"""
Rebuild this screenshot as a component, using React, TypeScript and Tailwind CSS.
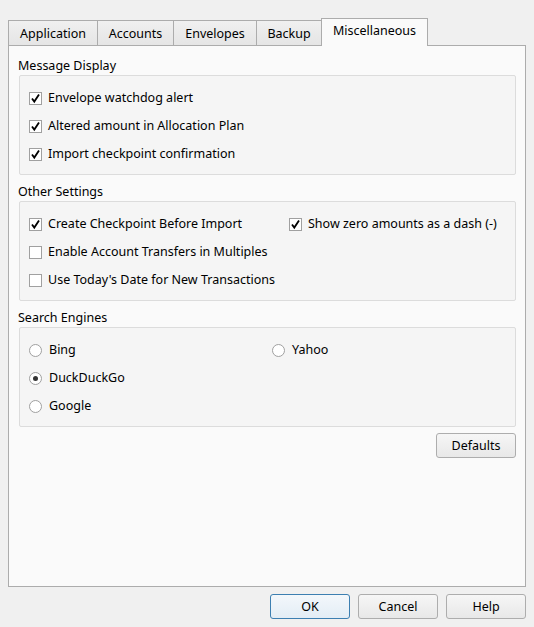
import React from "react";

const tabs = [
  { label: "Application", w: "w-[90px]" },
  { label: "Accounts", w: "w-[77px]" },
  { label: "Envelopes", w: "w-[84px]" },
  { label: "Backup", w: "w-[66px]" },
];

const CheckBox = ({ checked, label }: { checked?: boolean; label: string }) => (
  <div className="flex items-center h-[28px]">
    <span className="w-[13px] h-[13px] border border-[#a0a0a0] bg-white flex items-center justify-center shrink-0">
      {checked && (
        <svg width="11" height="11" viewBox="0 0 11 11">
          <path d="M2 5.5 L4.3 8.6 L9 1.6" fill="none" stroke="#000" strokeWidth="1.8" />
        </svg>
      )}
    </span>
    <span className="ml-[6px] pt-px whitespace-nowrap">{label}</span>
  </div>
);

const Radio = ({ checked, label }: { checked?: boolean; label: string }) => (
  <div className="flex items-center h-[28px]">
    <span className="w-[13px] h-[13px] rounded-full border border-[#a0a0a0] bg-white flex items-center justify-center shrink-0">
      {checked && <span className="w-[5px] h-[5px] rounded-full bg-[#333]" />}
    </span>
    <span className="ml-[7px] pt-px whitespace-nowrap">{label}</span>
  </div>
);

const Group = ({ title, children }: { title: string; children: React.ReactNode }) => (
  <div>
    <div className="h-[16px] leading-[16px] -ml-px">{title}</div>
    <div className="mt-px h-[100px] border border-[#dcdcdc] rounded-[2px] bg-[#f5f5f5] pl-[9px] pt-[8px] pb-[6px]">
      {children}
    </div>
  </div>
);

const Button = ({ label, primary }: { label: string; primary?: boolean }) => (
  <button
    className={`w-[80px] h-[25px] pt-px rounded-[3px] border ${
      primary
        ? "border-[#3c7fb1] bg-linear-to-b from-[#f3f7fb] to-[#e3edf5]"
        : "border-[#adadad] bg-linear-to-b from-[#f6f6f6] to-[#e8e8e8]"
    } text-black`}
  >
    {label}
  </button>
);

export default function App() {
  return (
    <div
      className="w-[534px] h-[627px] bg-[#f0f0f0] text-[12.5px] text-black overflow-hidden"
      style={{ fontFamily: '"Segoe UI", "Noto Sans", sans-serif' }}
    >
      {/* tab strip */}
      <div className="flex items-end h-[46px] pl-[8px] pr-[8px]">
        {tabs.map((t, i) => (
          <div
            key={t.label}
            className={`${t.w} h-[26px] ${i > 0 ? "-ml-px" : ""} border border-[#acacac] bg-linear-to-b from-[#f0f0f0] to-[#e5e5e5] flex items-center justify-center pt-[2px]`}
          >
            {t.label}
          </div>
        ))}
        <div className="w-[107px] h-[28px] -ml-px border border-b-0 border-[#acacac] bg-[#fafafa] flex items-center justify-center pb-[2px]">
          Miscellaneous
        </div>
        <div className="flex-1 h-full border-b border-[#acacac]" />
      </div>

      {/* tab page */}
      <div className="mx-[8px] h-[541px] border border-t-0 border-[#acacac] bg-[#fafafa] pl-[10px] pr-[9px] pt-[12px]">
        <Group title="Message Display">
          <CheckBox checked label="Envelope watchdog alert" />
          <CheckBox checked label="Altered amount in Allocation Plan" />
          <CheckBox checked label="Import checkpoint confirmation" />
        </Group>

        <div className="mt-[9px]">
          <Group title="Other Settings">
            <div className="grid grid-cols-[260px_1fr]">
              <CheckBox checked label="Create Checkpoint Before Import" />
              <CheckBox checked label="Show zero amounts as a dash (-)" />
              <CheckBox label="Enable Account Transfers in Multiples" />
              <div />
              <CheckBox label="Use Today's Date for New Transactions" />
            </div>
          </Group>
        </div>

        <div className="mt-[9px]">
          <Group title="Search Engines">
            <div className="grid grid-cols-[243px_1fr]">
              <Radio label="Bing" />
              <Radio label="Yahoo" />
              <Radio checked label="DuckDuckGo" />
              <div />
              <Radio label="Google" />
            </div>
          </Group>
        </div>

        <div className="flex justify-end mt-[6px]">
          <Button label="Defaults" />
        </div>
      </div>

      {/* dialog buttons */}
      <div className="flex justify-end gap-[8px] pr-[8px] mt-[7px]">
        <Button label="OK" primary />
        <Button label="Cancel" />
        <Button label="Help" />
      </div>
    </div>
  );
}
"""
> [Stated problem] Return the full material word for word. Do not include the pictures.

> [Task response]
Rebuild this screenshot as a component, using React, TypeScript and Tailwind CSS.
import React from "react";

const tabs = [
  { label: "Application", w: "w-[90px]" },
  { label: "Accounts", w: "w-[77px]" },
  { label: "Envelopes", w: "w-[84px]" },
  { label: "Backup", w: "w-[66px]" },
];

const CheckBox = ({ checked, label }: { checked?: boolean; label: string }) => (
  <div className="flex items-center h-[28px]">
    <span className="w-[13px] h-[13px] border border-[#a0a0a0] bg-white flex items-center justify-center shrink-0">
      {checked && (
        <svg width="11" height="11" viewBox="0 0 11 11">
          <path d="M2 5.5 L4.3 8.6 L9 1.6" fill="none" stroke="#000" strokeWidth="1.8" />
        </svg>
      )}
    </span>
    <span className="ml-[6px] pt-px whitespace-nowrap">{label}</span>
  </div>
);

const Radio = ({ checked, label }: { checked?: boolean; label: string }) => (
  <div className="flex items-center h-[28px]">
    <span className="w-[13px] h-[13px] rounded-full border border-[#a0a0a0] bg-white flex items-center justify-center shrink-0">
      {checked && <span className="w-[5px] h-[5px] rounded-full bg-[#333]" />}
    </span>
    <span className="ml-[7px] pt-px whitespace-nowrap">{label}</span>
  </div>
);

const Group = ({ title, children }: { title: string; children: React.ReactNode }) => (
  <div>
    <div className="h-[16px] leading-[16px] -ml-px">{title}</div>
    <div className="mt-px h-[100px] border border-[#dcdcdc] rounded-[2px] bg-[#f5f5f5] pl-[9px] pt-[8px] pb-[6px]">
      {children}
    </div>
  </div>
);

const Button = ({ label, primary }: { label: string; primary?: boolean }) => (
  <button
    className={`w-[80px] h-[25px] pt-px rounded-[3px] border ${
      primary
        ? "border-[#3c7fb1] bg-linear-to-b from-[#f3f7fb] to-[#e3edf5]"
        : "border-[#adadad] bg-linear-to-b from-[#f6f6f6] to-[#e8e8e8]"
    } text-black`}
  >
    {label}
  </button>
);

export default function App() {
  return (
    <div
      className="w-[534px] h-[627px] bg-[#f0f0f0] text-[12.5px] text-black overflow-hidden"
      style={{ fontFamily: '"Segoe UI", "Noto Sans", sans-serif' }}
    >
      {/* tab strip */}
      <div className="flex items-end h-[46px] pl-[8px] pr-[8px]">
        {tabs.map((t, i) => (
          <div
            key={t.label}
            className={`${t.w} h-[26px] ${i > 0 ? "-ml-px" : ""} border border-[#acacac] bg-linear-to-b from-[#f0f0f0] to-[#e5e5e5] flex items-center justify-center pt-[2px]`}
          >
            {t.label}
          </div>
        ))}
        <div className="w-[107px] h-[28px] -ml-px border border-b-0 border-[#acacac] bg-[#fafafa] flex items-center justify-center pb-[2px]">
          Miscellaneous
        </div>
        <div className="flex-1 h-full border-b border-[#acacac]" />
      </div>

      {/* tab page */}
      <div className="mx-[8px] h-[541px] border border-t-0 border-[#acacac] bg-[#fafafa] pl-[10px] pr-[9px] pt-[12px]">
        <Group title="Message Display">
          <CheckBox checked label="Envelope watchdog alert" />
          <CheckBox checked label="Altered amount in Allocation Plan" />
          <CheckBox checked label="Import checkpoint confirmation" />
        </Group>

        <div className="mt-[9px]">
          <Group title="Other Settings">
            <div className="grid grid-cols-[260px_1fr]">
              <CheckBox checked label="Create Checkpoint Before Import" />
              <CheckBox checked label="Show zero amounts as a dash (-)" />
              <CheckBox label="Enable Account Transfers in Multiples" />
              <div />
              <CheckBox label="Use Today's Date for New Transactions" />
            </div>
          </Group>
        </div>

        <div className="mt-[9px]">
          <Group title="Search Engines">
            <div className="grid grid-cols-[243px_1fr]">
              <Radio label="Bing" />
              <Radio label="Yahoo" />
              <Radio checked label="DuckDuckGo" />
              <div />
              <Radio label="Google" />
            </div>
          </Group>
        </div>

        <div className="flex justify-end mt-[6px]">
          <Button label="Defaults" />
        </div>
      </div>

      {/* dialog buttons */}
      <div className="flex justify-end gap-[8px] pr-[8px] mt-[7px]">
        <Button label="OK" primary />
        <Button label="Cancel" />
        <Button label="Help" />
      </div>
    </div>
  );
}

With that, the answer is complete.